[Begin]

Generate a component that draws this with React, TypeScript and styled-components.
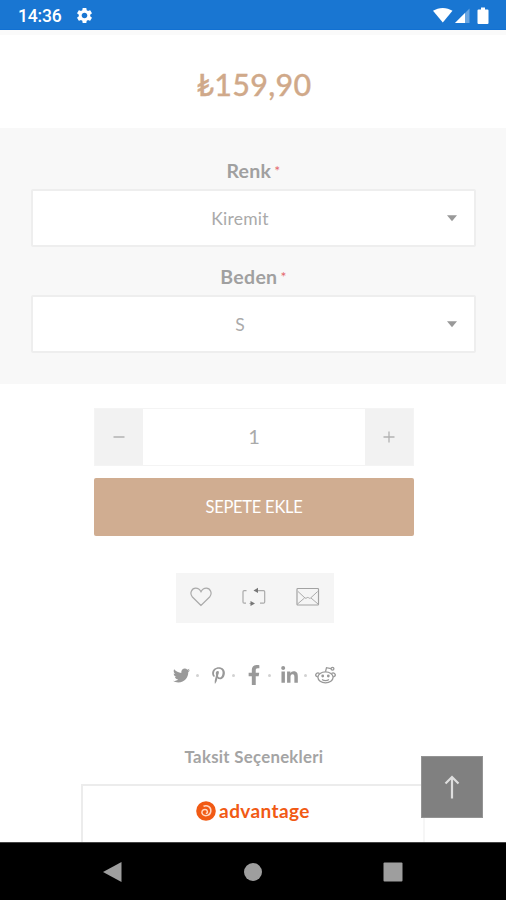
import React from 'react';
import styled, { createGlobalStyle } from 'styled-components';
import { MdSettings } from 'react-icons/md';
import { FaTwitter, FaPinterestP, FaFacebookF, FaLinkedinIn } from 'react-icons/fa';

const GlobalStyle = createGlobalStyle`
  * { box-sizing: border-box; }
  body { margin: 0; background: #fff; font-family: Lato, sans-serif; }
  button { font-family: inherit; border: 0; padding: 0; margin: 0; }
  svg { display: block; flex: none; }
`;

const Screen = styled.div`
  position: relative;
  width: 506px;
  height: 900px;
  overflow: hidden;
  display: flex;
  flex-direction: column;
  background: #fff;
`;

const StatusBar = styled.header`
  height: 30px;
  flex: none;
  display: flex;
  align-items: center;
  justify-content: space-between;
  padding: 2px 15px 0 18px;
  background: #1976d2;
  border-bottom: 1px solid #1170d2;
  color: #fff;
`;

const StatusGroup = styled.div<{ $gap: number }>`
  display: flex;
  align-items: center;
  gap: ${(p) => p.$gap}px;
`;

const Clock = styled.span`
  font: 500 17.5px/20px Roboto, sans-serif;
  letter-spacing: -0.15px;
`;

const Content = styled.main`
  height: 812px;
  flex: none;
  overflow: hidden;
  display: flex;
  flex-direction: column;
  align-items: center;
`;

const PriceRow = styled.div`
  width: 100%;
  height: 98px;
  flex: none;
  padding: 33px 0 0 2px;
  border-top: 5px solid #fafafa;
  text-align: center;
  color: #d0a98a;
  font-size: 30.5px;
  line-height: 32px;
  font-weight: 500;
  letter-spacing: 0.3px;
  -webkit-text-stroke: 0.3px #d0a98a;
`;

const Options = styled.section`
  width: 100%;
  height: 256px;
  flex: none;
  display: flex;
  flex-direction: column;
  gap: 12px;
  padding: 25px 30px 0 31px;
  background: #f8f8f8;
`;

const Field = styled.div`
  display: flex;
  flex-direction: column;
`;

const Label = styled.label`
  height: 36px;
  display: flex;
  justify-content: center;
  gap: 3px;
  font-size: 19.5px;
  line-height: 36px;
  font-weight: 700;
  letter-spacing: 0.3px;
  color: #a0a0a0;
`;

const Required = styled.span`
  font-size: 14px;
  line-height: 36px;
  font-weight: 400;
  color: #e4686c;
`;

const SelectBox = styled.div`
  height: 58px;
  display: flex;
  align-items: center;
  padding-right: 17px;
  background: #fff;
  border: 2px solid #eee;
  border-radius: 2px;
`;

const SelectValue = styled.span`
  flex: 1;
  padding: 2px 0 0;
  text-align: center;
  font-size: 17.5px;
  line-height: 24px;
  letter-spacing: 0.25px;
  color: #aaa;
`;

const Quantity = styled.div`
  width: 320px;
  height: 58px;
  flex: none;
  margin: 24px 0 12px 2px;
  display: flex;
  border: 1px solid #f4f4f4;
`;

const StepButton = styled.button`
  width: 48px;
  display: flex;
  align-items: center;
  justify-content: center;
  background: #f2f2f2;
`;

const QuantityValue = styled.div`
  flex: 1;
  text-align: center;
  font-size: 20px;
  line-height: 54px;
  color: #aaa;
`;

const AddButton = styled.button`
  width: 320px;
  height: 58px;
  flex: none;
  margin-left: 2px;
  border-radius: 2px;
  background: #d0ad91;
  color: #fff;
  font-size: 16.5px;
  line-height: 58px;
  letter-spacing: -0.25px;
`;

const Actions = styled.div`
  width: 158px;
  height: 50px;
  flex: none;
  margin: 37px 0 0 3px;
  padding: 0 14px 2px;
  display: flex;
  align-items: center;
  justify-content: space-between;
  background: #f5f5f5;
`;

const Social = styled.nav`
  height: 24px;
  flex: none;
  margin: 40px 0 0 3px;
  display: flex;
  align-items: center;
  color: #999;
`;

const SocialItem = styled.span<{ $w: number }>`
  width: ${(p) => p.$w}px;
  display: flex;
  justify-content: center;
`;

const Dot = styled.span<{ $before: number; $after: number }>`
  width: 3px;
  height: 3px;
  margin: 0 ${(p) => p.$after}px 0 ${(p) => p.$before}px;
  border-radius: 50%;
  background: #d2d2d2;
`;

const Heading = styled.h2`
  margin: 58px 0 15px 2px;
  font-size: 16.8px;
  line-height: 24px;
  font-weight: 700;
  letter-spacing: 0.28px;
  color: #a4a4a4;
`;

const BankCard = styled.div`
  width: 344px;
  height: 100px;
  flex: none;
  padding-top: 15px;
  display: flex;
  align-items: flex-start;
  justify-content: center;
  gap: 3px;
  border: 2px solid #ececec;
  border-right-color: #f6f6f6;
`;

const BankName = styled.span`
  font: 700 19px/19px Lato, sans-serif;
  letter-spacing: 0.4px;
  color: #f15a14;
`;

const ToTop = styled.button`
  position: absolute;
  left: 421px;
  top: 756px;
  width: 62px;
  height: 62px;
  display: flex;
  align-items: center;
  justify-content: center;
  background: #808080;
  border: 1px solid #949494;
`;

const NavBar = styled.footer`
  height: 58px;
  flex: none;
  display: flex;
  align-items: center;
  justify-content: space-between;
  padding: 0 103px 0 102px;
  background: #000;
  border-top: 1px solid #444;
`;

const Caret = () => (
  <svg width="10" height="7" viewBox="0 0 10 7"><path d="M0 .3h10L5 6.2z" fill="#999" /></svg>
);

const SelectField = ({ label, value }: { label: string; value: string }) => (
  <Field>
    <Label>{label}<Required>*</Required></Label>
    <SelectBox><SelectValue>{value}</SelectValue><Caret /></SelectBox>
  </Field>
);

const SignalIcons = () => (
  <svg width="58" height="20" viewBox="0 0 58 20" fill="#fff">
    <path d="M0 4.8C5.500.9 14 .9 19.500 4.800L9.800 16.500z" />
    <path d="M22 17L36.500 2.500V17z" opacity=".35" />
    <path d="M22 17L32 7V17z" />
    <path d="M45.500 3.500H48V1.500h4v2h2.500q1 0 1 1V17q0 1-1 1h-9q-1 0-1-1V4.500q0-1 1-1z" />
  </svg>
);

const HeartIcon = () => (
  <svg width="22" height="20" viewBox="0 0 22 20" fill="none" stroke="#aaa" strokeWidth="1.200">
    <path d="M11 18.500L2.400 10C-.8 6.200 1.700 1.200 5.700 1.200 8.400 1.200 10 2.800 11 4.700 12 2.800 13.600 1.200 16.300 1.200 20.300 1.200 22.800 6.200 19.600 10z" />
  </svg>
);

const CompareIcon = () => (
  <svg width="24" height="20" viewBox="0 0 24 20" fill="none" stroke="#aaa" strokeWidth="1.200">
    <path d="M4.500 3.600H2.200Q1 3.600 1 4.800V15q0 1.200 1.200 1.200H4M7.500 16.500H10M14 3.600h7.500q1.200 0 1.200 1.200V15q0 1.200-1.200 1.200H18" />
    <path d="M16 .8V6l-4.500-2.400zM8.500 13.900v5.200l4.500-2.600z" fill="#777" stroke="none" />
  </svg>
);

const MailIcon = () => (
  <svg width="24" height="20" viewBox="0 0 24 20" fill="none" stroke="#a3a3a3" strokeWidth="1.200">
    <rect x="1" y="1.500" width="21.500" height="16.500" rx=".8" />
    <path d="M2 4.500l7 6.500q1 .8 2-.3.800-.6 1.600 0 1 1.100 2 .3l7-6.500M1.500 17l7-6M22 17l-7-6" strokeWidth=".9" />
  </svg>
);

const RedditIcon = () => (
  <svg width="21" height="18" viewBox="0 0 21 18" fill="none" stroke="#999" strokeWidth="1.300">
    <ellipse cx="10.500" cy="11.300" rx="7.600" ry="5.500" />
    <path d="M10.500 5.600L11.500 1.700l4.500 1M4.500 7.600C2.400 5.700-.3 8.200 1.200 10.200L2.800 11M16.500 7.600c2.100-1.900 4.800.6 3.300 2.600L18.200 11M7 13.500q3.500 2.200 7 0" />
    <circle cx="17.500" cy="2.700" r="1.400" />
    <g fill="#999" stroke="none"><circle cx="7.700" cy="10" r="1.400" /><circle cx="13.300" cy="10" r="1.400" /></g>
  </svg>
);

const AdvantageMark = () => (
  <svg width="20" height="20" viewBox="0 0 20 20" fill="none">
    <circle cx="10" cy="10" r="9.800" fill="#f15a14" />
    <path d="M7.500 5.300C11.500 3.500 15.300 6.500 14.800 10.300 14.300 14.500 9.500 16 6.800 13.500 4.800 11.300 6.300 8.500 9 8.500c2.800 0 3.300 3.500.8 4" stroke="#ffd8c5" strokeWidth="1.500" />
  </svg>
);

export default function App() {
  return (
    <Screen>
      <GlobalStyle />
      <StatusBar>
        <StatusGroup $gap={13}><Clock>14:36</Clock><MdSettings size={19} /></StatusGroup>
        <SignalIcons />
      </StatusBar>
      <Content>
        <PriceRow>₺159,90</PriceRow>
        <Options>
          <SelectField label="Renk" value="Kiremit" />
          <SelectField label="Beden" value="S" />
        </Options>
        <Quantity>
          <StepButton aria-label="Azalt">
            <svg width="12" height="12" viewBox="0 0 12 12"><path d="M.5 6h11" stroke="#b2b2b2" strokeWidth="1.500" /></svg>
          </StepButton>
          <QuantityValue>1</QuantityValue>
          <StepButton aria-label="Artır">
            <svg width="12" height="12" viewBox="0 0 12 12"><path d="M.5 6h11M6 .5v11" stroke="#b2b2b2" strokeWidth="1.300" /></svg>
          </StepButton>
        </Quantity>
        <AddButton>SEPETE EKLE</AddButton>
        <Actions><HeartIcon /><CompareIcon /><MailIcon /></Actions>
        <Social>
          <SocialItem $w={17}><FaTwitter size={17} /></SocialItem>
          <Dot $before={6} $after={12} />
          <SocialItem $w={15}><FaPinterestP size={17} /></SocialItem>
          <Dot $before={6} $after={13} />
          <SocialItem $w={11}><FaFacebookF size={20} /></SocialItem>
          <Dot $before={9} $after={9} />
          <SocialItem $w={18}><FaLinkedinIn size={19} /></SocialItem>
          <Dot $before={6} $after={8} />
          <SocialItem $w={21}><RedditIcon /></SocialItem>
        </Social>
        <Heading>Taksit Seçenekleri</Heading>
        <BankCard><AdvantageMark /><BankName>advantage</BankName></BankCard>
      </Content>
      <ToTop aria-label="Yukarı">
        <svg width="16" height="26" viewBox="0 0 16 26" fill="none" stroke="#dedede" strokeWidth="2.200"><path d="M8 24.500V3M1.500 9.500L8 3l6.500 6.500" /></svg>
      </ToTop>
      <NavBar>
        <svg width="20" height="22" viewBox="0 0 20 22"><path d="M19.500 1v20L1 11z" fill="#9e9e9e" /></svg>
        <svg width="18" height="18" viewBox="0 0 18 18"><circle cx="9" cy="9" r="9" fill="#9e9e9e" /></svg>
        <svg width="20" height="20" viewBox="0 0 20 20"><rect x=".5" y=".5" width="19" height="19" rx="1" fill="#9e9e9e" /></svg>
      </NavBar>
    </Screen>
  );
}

[End]

▶ _DIRECTIONS_: From the first line of the listing above, repeat every line through the one holding "FaPinterestP, FaFacebookF, FaLinkedinIn". Both ends count, and pictures stay out.

▶ _FULL SOLUTION_:
Generate a component that draws this with React, TypeScript and styled-components.
import React from 'react';
import styled, { createGlobalStyle } from 'styled-components';
import { MdSettings } from 'react-icons/md';
import { FaTwitter, FaPinterestP, FaFacebookF, FaLinkedinIn } from 'react-icons/fa';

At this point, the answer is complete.